John Fisher rounds up the best of this year’s Milim literature festival.
Milim literary festival continued to entertain Yorkshire audiences for the third year running with an eclectic array of performers.
Joshua Seigal, poet, performer and workshop leader, certainly inspired his young audience at The Zone with creativity through an afternoon poetry and fun-writing crash course. Joshua read an excerpt from his book I Don’t Like Poetry.
In the evening of the same day, Emma Gordon, Nicola Hipps and James Nash took to the floor at The Lounge in Stonegate Way to deliver a moving and sometimes humorous poetry evening with Poetry Café, which brings poets together for an evening of poetry performance and appreciation. James began his career as a teacher prior to becoming a writer, while Leeds-born Emma, who has been performing since the age of three, is now working as a creative practitioner and Nicola has her own drama school and brought some of her pupils along to entertain.
Food was definitely on the menu when food writer and chef Lisa Roukin described her connection with cuisine, telling the audience and interviewer Francine White at Seven Arts in Chapel Allerton of her passion for cookery, believing that a healthy relationship with food involves eating delicious nutritional meals that feed mind, body and soul. Lisa described how as a teenager she became obsessed with self-image which developed into an eating disorder. She overcame this with guidance from her grandmother and trained at Le Cordon Bleu Cookery School to finally redefine her relationship with food.

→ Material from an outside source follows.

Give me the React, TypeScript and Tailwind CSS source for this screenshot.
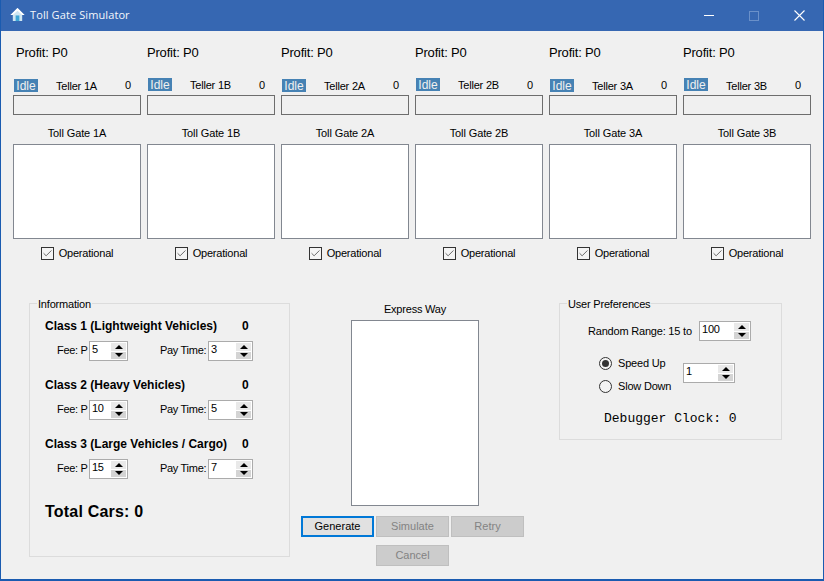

Leeds-born Abi Silver, calling on her legal background, has created a legal thriller with a twist in The Pinocchio Brief and read extracts from her novel at The Leeds Library, while Ami Sands Brodoff, nominated for the Pushcart Prize for her debut novel Can You See Me? moved her venue from Leeds Central Library to a private home in Alwoodley due to bad weather conditions. Drawing an audience fascinated to hear her discuss the inspiration behind her new novel, In Many Waters, Amy related the story of three orphans whose lives intersect on the island of Malta and grapples with our current refugee crisis. Ami Sands Brodoff’s previous novel The White Space Between, which focused on a mother and daughter struggling with the impact of the Holocaust, won The Canadian Jewish Book Award for Fiction.